Oracle® Solaris Cluster Data Service for Oracle Solaris Zones Guide

Exit Print View

Updated: July 2014, E39657-01
 
 

Operation of the Fault Monitor for the Zone Boot Component

The fault monitor for the zone boot component ensures that the all requirements for the zone boot component to run are met:

  • The corresponding zsched process for the zone is running.

    If this process is not running, the fault monitor restarts the zone. If this fault persists, the fault monitor fails over the resource group that contains resource for the zone boot component.

  • Every logical hostname that is managed by a SUNW.LogicalHostname resource is operational.

    If the logical hostname is not operational, the fault monitor fails over the resource group that contains resource for the zone boot component.

  • The specified milestone for the solaris, the solaris10 or the solaris-kz zone brand type is either online or degraded.

    If the milestone is not online or degraded, the fault monitor restarts the zone. If this fault persists, the fault monitor fails over the resource group that contains resource for the zone boot component.

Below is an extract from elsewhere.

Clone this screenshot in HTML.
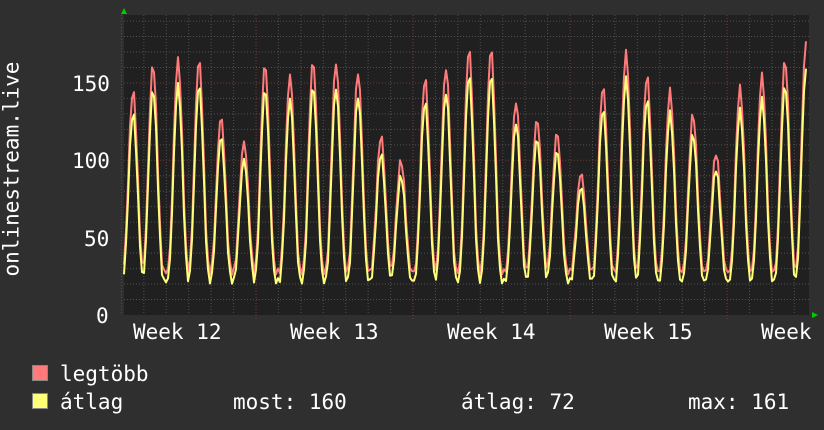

    To verify the state of the milestone, the fault monitor connects to the zone. If the fault monitor cannot connect to the zone, the fault monitor retries every five seconds for approximately 60% of the probe time-out. If the attempt to connect still fails, then the fault monitor restarts the resource for the zone boot component.


Caution

Caution  -  The Probe_timeout defaults to 30 seconds. If you configure multiple Solaris HA zones on the same cluster or in combination with additional workloads, ensure that 60% of the Probe_timeout is enough (even under high system load) to successfully run the probe. Increase the Probe_timeout if the default is too sensitive in your actual deployment.